Al Cole engaged in a preliminary boxing match with Will Campbell at Wetaskiwin on Wednesday night. He returned with a black eye, but his only comment was, “you ought to see the other fellow.” A match for scientific points will likely be arranged between the two in the near future.

Daily mail service is now in vogue both north and south between Calgary and Edmonton. Local service between the towns remains the same, only three times a week.

A letter has been published in the papers of Saline County, Nebraska by one Ed Zedneck of Ponoka. Who Ed is, we don’t know, but he’s certainly a capital liar and takes the bakery with his vivid imagination and ability for expressing the views of others. Ed wrote there are so many fools in Alberta he could get nothing to do. We are glad there is one less fool than when Ed was here.

May 6, 1915 – The Oyen News

The first Panama hat of the season was observed here in town on Monday.

There is a chance Great Britain may follow the example of Russia in the wholesale habituation of the water wagon. Lloyd George made a veiled threat in a recent speech, saying workmen in the armament factories need to resist the lure of drink to sufficiently put in a full week’s work. England, as well as all of Europe, are partially on the water wagon. Russia has gone more wholeheartedly by wiping out the manufacture of vodka in one stroke. France comes a close second and England has radically cut down on saloon hours and now there is this intimation from government they may embrace the water wagon more fully.

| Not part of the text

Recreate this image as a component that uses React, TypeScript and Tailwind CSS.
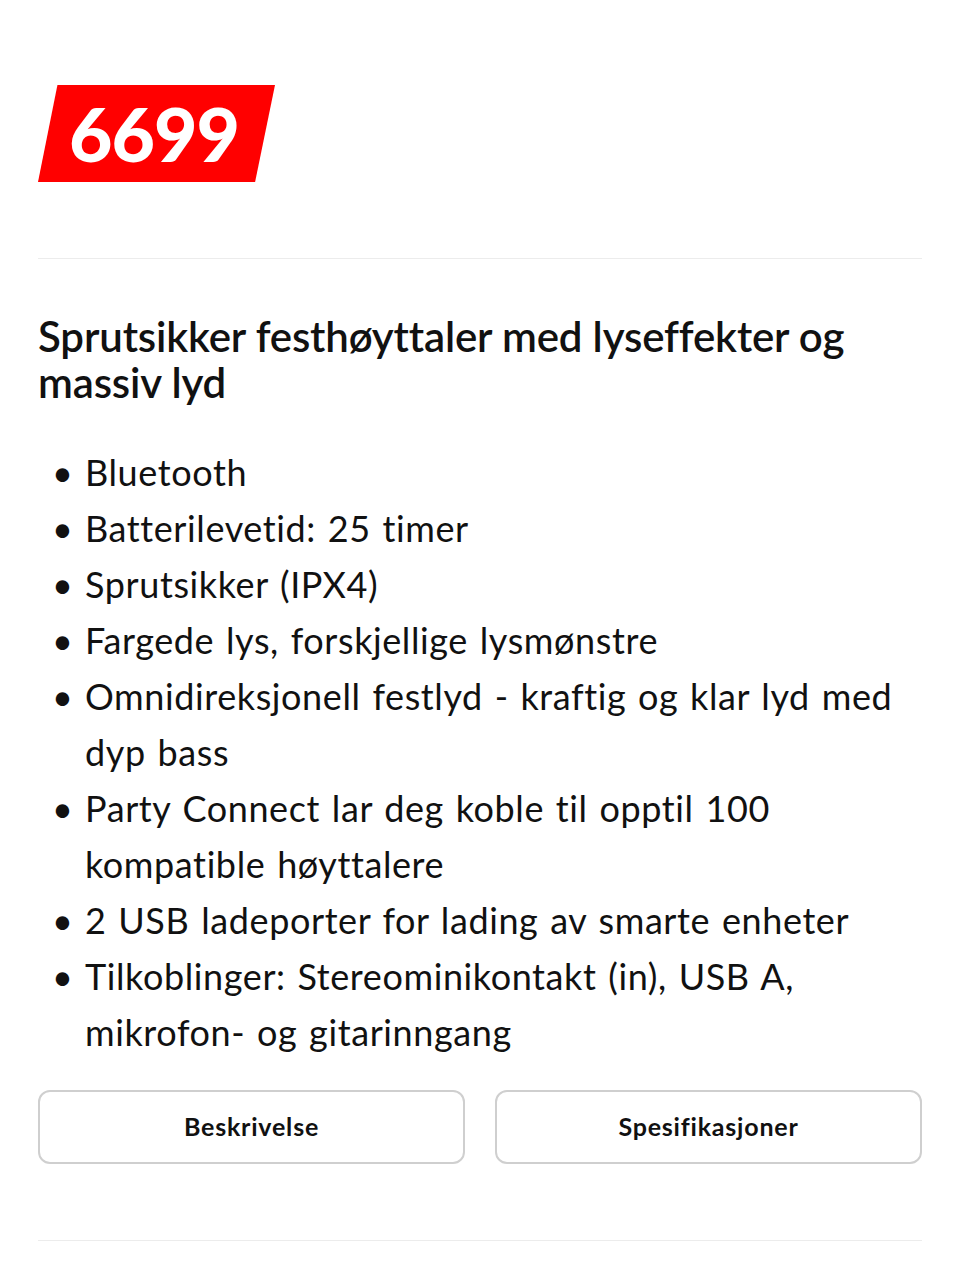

The Little Things of Dress is the title of an article published by a local paper. We know what those are, they are those ding-busting damn fasteners. Oops, sorry censor, we should have printed ‘dome’.

This has been called a gold war, and so it is in a sense. However, it is even more emphatically a copper one. Cut off the supply of copper, and sooner or later the war would come to an end. That is because the red metal enters into the composition, to a greater or lesser degree, of nearly all the munitions of war.